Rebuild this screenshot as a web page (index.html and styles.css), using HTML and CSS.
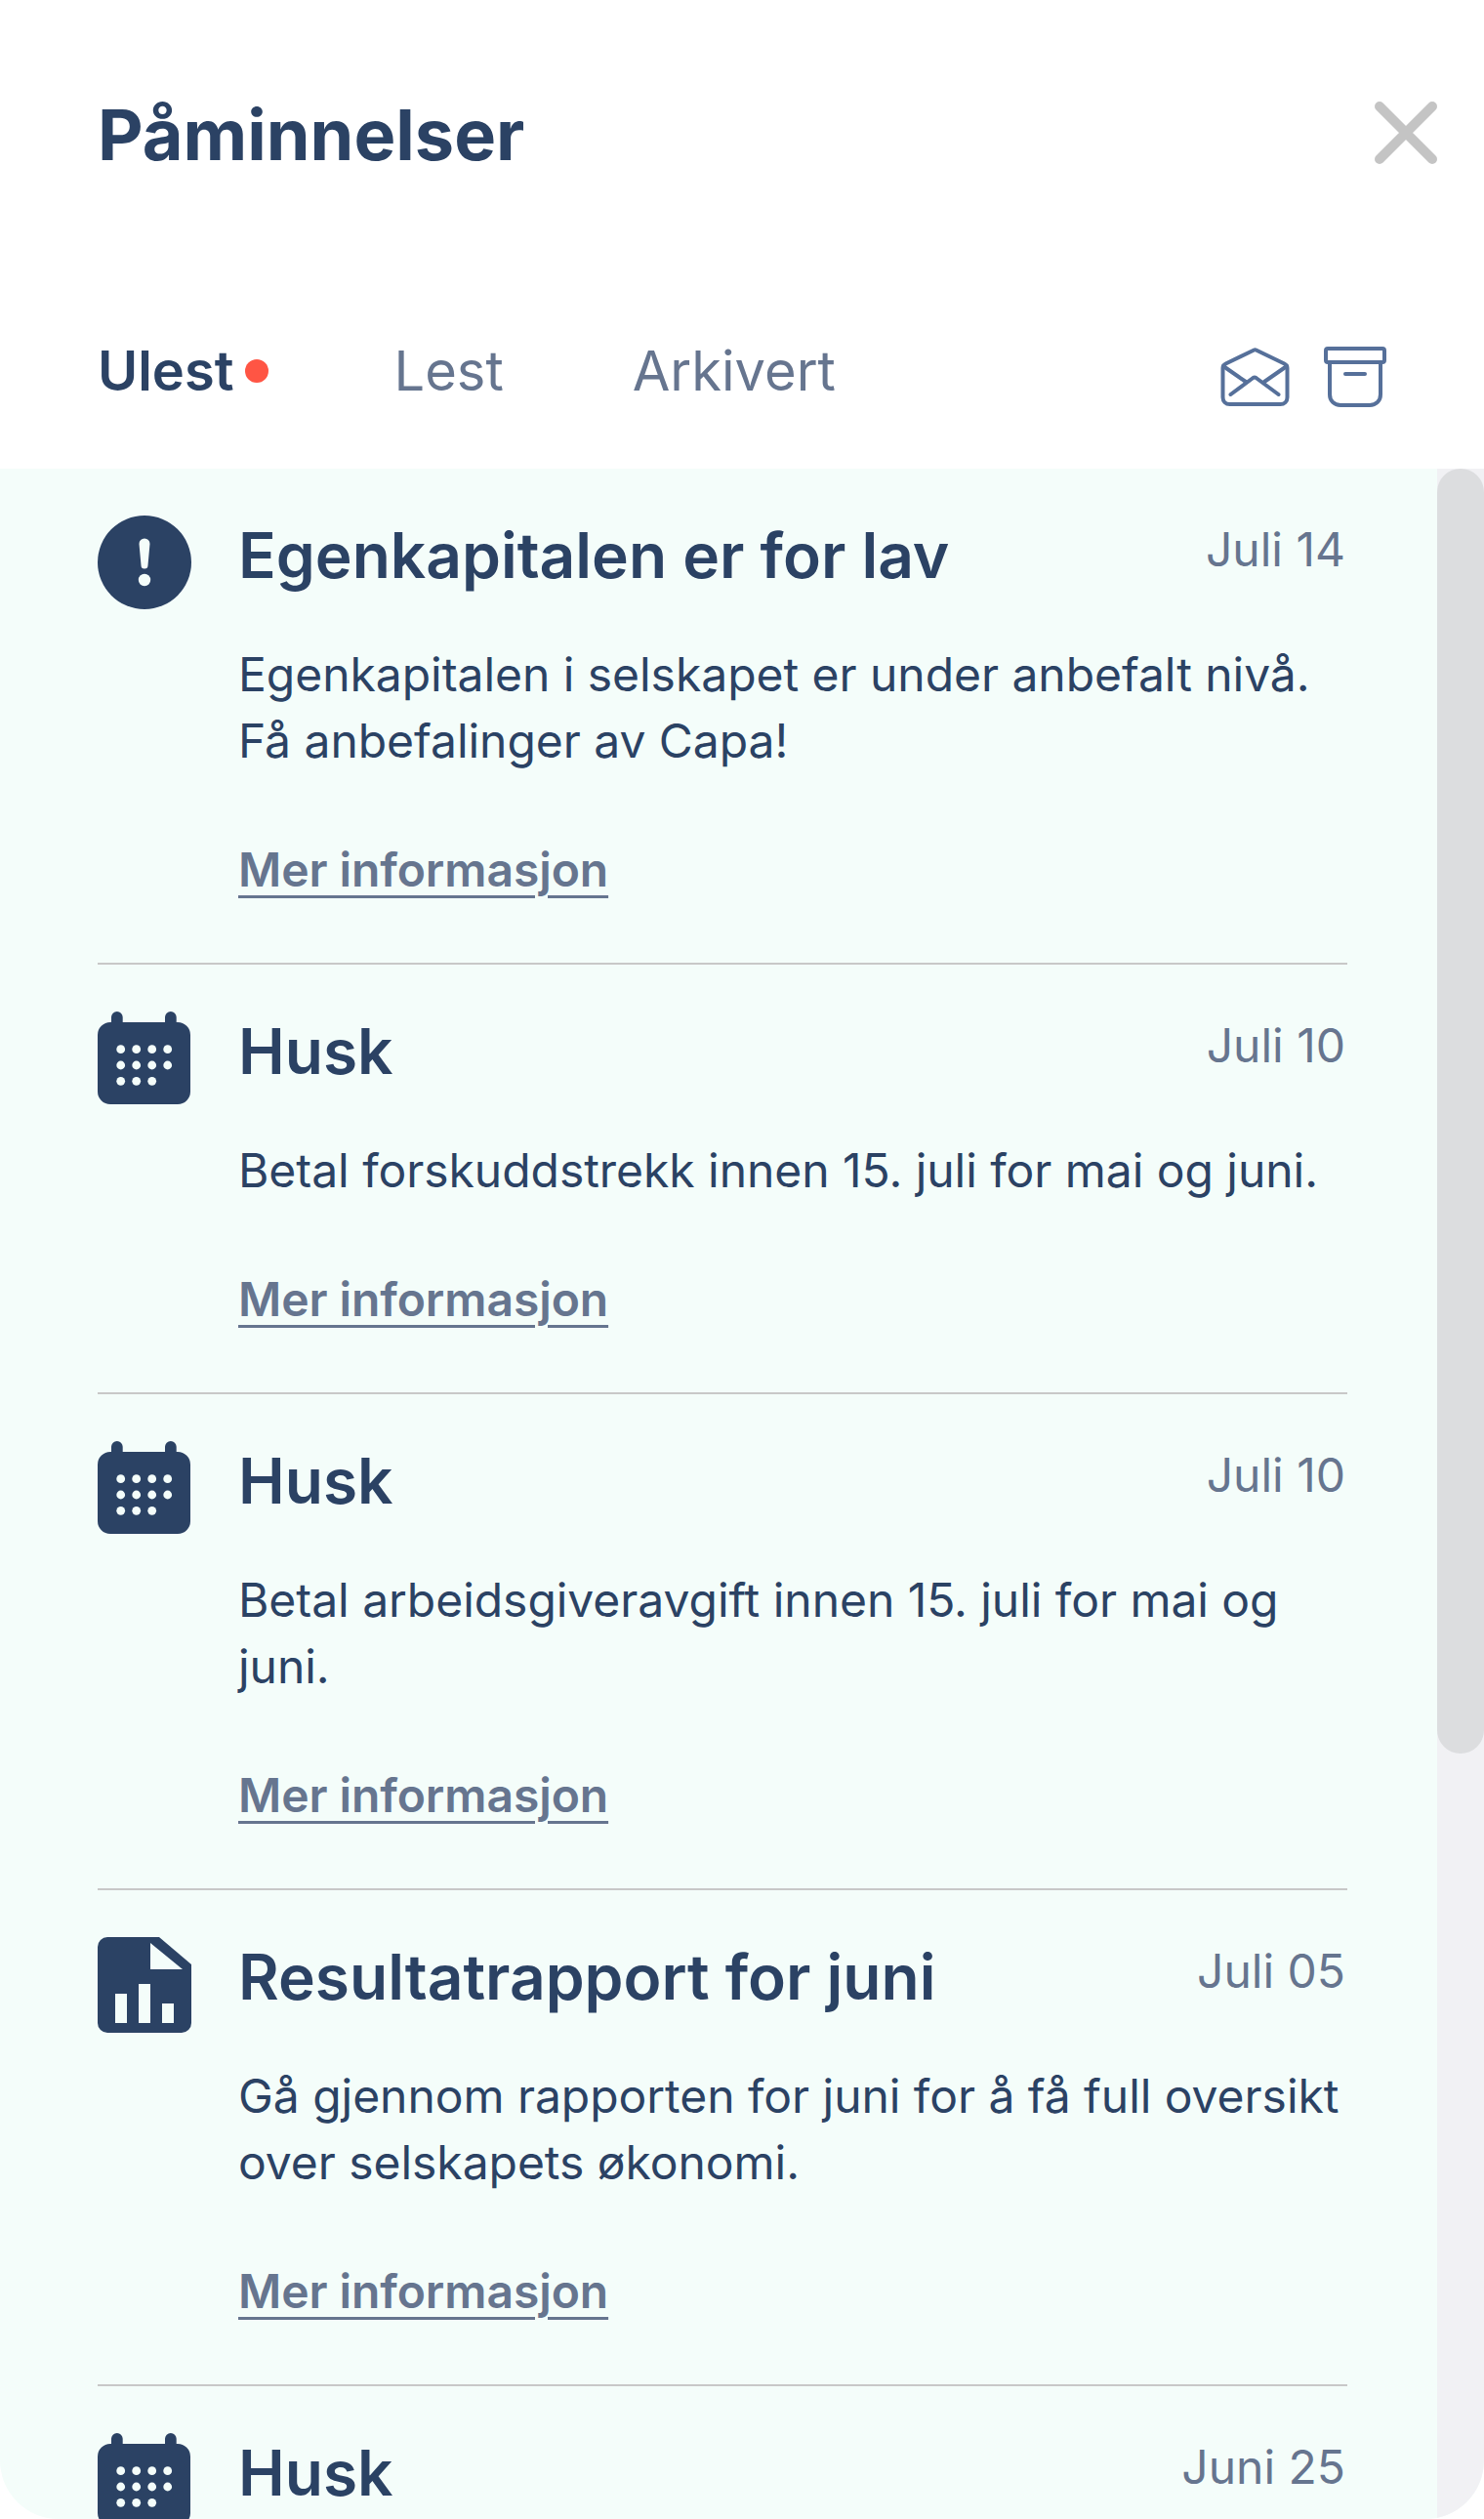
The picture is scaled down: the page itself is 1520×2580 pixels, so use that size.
FILE: index.html
```html
<!DOCTYPE html>
<html lang="no">
<head>
    <meta charset="UTF-8">
    <meta name="viewport" content="width=device-width, initial-scale=1.0">
    <title>Påminnelser</title>
    <link rel="stylesheet" href="styles.css">
</head>
<body>
    <svg class="icon-defs" width="0" height="0">
        <symbol id="icon-calendar" viewBox="0 0 96 96">
            <path fill="#2b4264" d="M13 11h1V5.850a5.850 5.850 0 0 1 11.700 0V11H69V5.850a5.850 5.850 0 0 1 11.700 0V11H82a13 13 0 0 1 13 13v58a13 13 0 0 1-13 13H13A13 13 0 0 1 0 82V24a13 13 0 0 1 13-13z"/>
            <g fill="#f4fdfa">
                <circle cx="23.700" cy="38.700" r="4.400"/><circle cx="39.700" cy="38.700" r="4.400"/><circle cx="55.700" cy="38.700" r="4.400"/><circle cx="71.700" cy="38.700" r="4.400"/>
                <circle cx="23.700" cy="55" r="4.400"/><circle cx="39.700" cy="55" r="4.400"/><circle cx="55.700" cy="55" r="4.400"/><circle cx="71.700" cy="55" r="4.400"/>
                <circle cx="23.700" cy="71.300" r="4.400"/><circle cx="39.700" cy="71.300" r="4.400"/><circle cx="55.700" cy="71.300" r="4.400"/>
            </g>
        </symbol>
    </svg>

    <div class="panel">
        <header class="panel-head">
            <h1>Påminnelser</h1>
            <button class="close-btn" type="button" aria-label="Lukk">
                <svg width="64" height="64" viewBox="0 0 64 64"><path d="M5 5l54 54M59 5L5 59" stroke="#c4c4c4" stroke-width="10" stroke-linecap="round" fill="none"/></svg>
            </button>
        </header>

        <nav class="tabs">
            <a class="tab tab-active" href="#">Ulest<span class="tab-dot"></span></a>
            <a class="tab" href="#">Lest</a>
            <a class="tab" href="#">Arkivert</a>
            <div class="tab-actions">
                <!-- mark all read -->
                <svg width="71" height="60" viewBox="0 0 71 60" fill="none" stroke="#56709a" stroke-width="4" stroke-linecap="round" stroke-linejoin="round">
                    <path d="M2.500 21c0-2 1-3.500 3-4.500L34.500 2.500q1-.5 2 0l29 14c2 1 3 2.500 3 4.500v30c0 4-3 7-7 7H9.500c-4 0-7-3-7-7z"/>
                    <path d="M3 19l23 16M68 19L45 35"/>
                    <path d="M11 48l23-17q1.500-1 3 0l23 17" transform="translate(-.500 0)"/>
                </svg>
                <svg width="64" height="62" viewBox="0 0 64 62" fill="none" stroke="#56709a" stroke-width="4" stroke-linecap="round" stroke-linejoin="round">
                    <rect x="2" y="2" width="60" height="14" rx="2"/>
                    <path d="M6 16v33c0 6.500 4.500 11 11 11h30c6.500 0 11-4.500 11-11V16"/>
                    <path d="M22 28h20"/>
                </svg>
            </div>
        </nav>

        <div class="list-wrap">
            <div class="list">
                <article class="item">
                    <svg class="item-icon" width="96" height="96" viewBox="0 0 96 96">
                        <circle cx="48" cy="48" r="48" fill="#2b4264"/>
                        <path fill="#f4fdfa" d="M42.500 29a5.500 5.500 0 0 1 11 0l-2 22a3.500 3.500 0 0 1-7 0z"/>
                        <circle cx="48" cy="66" r="6.200" fill="#f4fdfa"/>
                    </svg>
                    <div class="item-body">
                        <div class="item-top">
                            <h2>Egenkapitalen er for lav</h2>
                            <span class="item-date">Juli 14</span>
                        </div>
                        <p>Egenkapitalen i selskapet er under anbefalt nivå. Få anbefalinger av Capa!</p>
                        <a class="item-link" href="#">Mer informasjon</a>
                    </div>
                </article>

                <article class="item">
                    <svg class="item-icon" width="96" height="96"><use href="#icon-calendar"/></svg>
                    <div class="item-body">
                        <div class="item-top">
                            <h2>Husk</h2>
                            <span class="item-date">Juli 10</span>
                        </div>
                        <p>Betal forskuddstrekk innen 15. juli for mai og juni.</p>
                        <a class="item-link" href="#">Mer informasjon</a>
                    </div>
                </article>

                <article class="item">
                    <svg class="item-icon" width="96" height="96"><use href="#icon-calendar"/></svg>
                    <div class="item-body">
                        <div class="item-top">
                            <h2>Husk</h2>
                            <span class="item-date">Juli 10</span>
                        </div>
                        <p>Betal arbeidsgiveravgift innen 15. juli for mai og juni.</p>
                        <a class="item-link" href="#">Mer informasjon</a>
                    </div>
                </article>

                <article class="item">
                    <svg class="item-icon" width="96" height="98" viewBox="0 0 96 98">
                        <path fill="#2b4264" d="M10 0h53l33 28v60a10 10 0 0 1-10 10H10A10 10 0 0 1 0 88V10A10 10 0 0 1 10 0z"/>
                        <g fill="#f4fdfa">
                            <path d="M54 6l33 27H54z"/>
                            <rect x="18" y="58" width="12" height="30"/>
                            <rect x="42" y="48" width="12" height="40"/>
                            <rect x="66" y="68" width="12" height="20"/>
                        </g>
                    </svg>
                    <div class="item-body">
                        <div class="item-top">
                            <h2>Resultatrapport for juni</h2>
                            <span class="item-date">Juli 05</span>
                        </div>
                        <p>Gå gjennom rapporten for juni for å få full oversikt over selskapets økonomi.</p>
                        <a class="item-link" href="#">Mer informasjon</a>
                    </div>
                </article>

                <article class="item">
                    <svg class="item-icon" width="96" height="96"><use href="#icon-calendar"/></svg>
                    <div class="item-body">
                        <div class="item-top">
                            <h2>Husk</h2>
                            <span class="item-date">Juni 25</span>
                        </div>
                    </div>
                </article>
            </div>
            <div class="scrollbar"><div class="scrollbar-thumb"></div></div>
        </div>
    </div>
</body>
</html>
```

FILE: styles.css
```css
* { box-sizing: border-box; }
html, body { margin: 0; height: 100%; }
body { font-family: Inter, "Noto Sans", sans-serif; background: #fff; color: #2b4264; overflow: hidden; }
.icon-defs { position: absolute; }

.panel { height: 2580px; display: flex; flex-direction: column; }
.panel-head { height: 336px; padding: 98px 48px 0 100px; display: flex; justify-content: space-between; align-items: flex-start; flex-shrink: 0; }
h1 { margin: 0; font-size: 72px; line-height: 80px; font-weight: 700; }
.close-btn { margin-top: 6px; padding: 0; width: 64px; height: 64px; border: none; background: none; cursor: pointer; }
.close-btn svg { display: block; }

.tabs { height: 144px; padding: 0 100px; display: flex; align-items: flex-start; flex-shrink: 0; }
.tab { margin-top: 8px; font-size: 56px; line-height: 72px; color: #66758f; text-decoration: none; margin-right: 132px; display: flex; align-items: center; }
.tab-active { font-weight: 600; color: #2b4264; margin-right: 129px; }
.tab-dot { width: 24px; height: 24px; border-radius: 50%; background: #ff5544; margin-left: 11px; }
.tab-actions { margin-left: auto; display: flex; align-items: center; gap: 35px; padding-top: 19px; }

.list-wrap { flex: 1; min-height: 0; display: flex; background: #f4fdfa; border-radius: 0 0 60px 60px; overflow: hidden; }
.list { flex: 1; min-width: 0; overflow: hidden; padding: 0 92px 0 100px; }
.item { display: flex; gap: 48px; padding: 48px 0 61px; border-bottom: 2px solid #c8c8c8; }
.item:last-child { border-bottom: none; }
.item-icon { flex-shrink: 0; display: block; }
.item-body { flex: 1; min-width: 0; }
.item-top { display: flex; justify-content: space-between; align-items: flex-start; }
h2 { margin: 0; font-size: 64px; line-height: 82px; font-weight: 600; }
.item-date { margin-right: 2px; font-size: 48px; line-height: 70px; color: #66758f; }
.item p { margin: 47px 0 0; font-size: 48px; line-height: 68px; letter-spacing: -0.04px; }
.item-link { display: inline-block; margin-top: 64px; font-size: 48px; line-height: 68px; font-weight: 600; letter-spacing: -0.08px; color: #66758f; text-decoration: underline; text-decoration-thickness: 3px; text-underline-offset: 9px; }

.scrollbar { width: 48px; flex-shrink: 0; background: #f1f1f4; }
.scrollbar-thumb { height: 1316px; background: #dcdddf; border-radius: 24px; }
```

****

§ Exercise goal:
Gather all the lines that include the word "styles" and copy them out.

§ Solution to this task:
Rebuild this screenshot as a web page (index.html and styles.css), using HTML and CSS.
    <link rel="stylesheet" href="styles.css">
FILE: styles.css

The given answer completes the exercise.